- Mirati Location in West Bengal, India Mirati Mirati (India)
- Coordinates: 23°47′29″N 87°52′43″E﻿ / ﻿23.791467°N 87.878567°E
- Country: India
- State: West Bengal
- District: Birbhum

Population (2011)
- • Total: 1,098

Languages
- • Official: Bengali, English
- Time zone: UTC+5:30 (IST)
- Telephone/STD code: 03462
- Lok Sabha constituency: Bolpur
- Vidhan Sabha constituency: Labpur
- Website: birbhum.nic.in

= Mirati =

Mirati (also spelled Mirity) is a village located in Labpur CD Block in Bolpur subdivision of Birbhum district of the Indian state of West Bengal. The village shot to prominence after the election of Pranab Mukherjee as the President of India in July 2012 as he was born in the village.

==Geography==
This village is approximately 40 km from the city of Bolpur and 5 km from small town of Kirnahar where Pranab Mukherjee studied in his childhood days.
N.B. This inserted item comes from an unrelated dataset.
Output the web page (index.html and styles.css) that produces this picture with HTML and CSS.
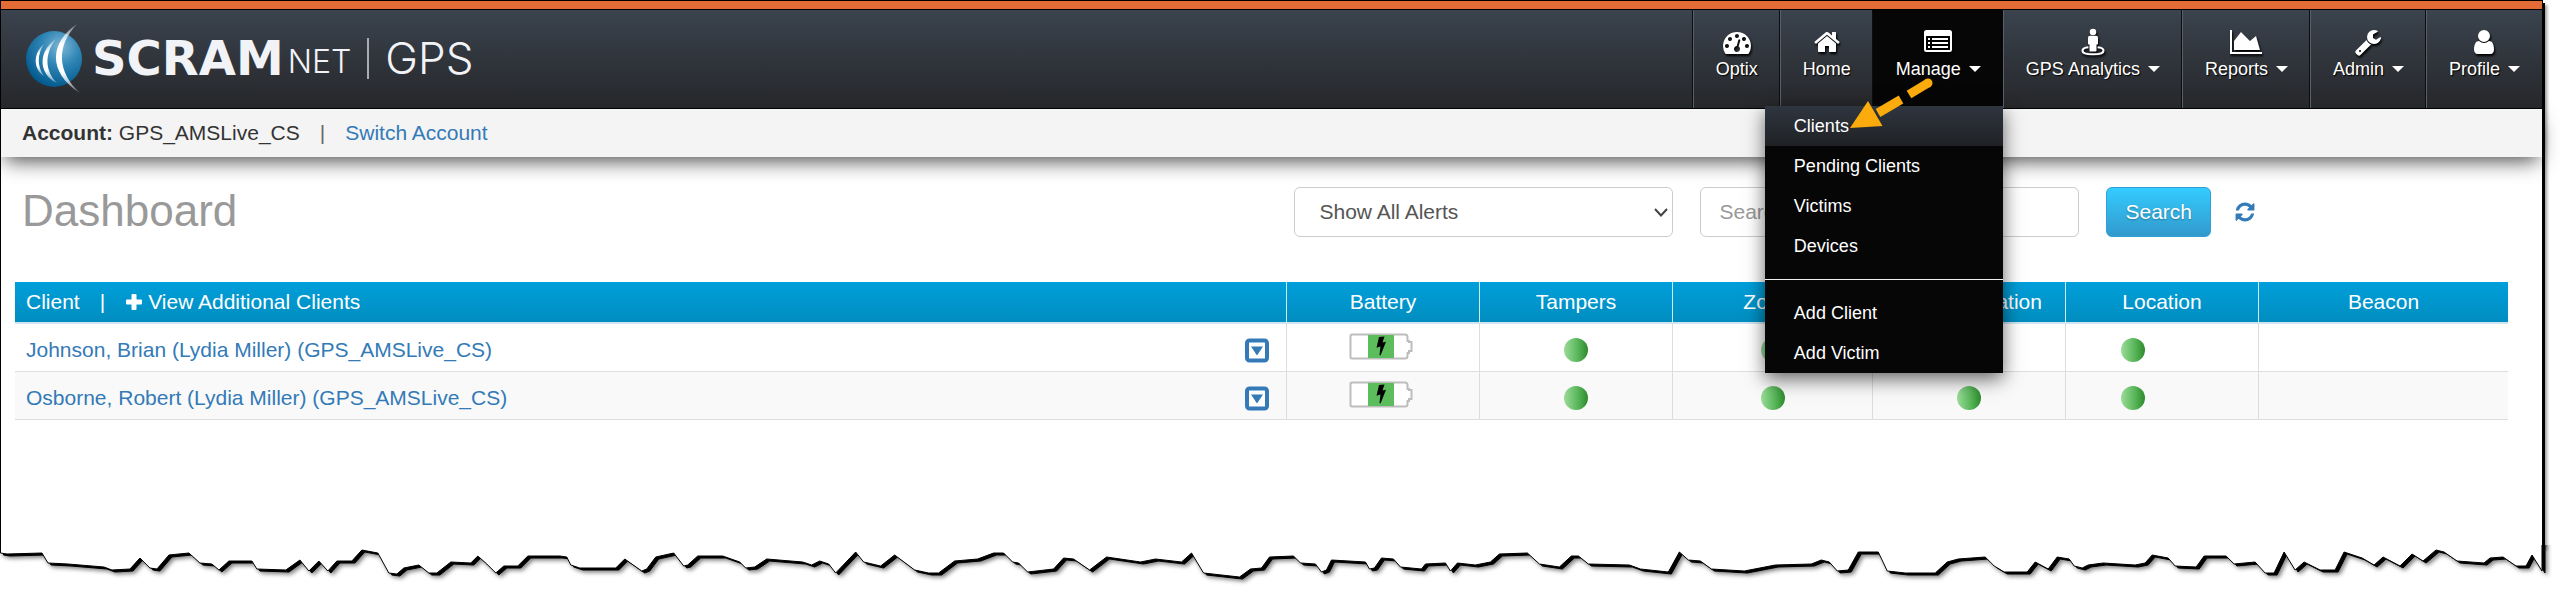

Pranab Mukherjee was a student of Kirnahar Shib Chandra School.

==Pranab Mukherjee==
Pranab Mukherjee, 13th President of India, 2012-2017, was born on 11 December 1935 and spent his childhood at Mirati.

==Demographics==
As per the 2011 Census of India, Mirity had a total population of 1,098 of which 577 (53%) were males and 521 (47%) were females. Population below 6 years was 106. The total number of literates in Mirity was 686 (69.15% of the population over 6 years).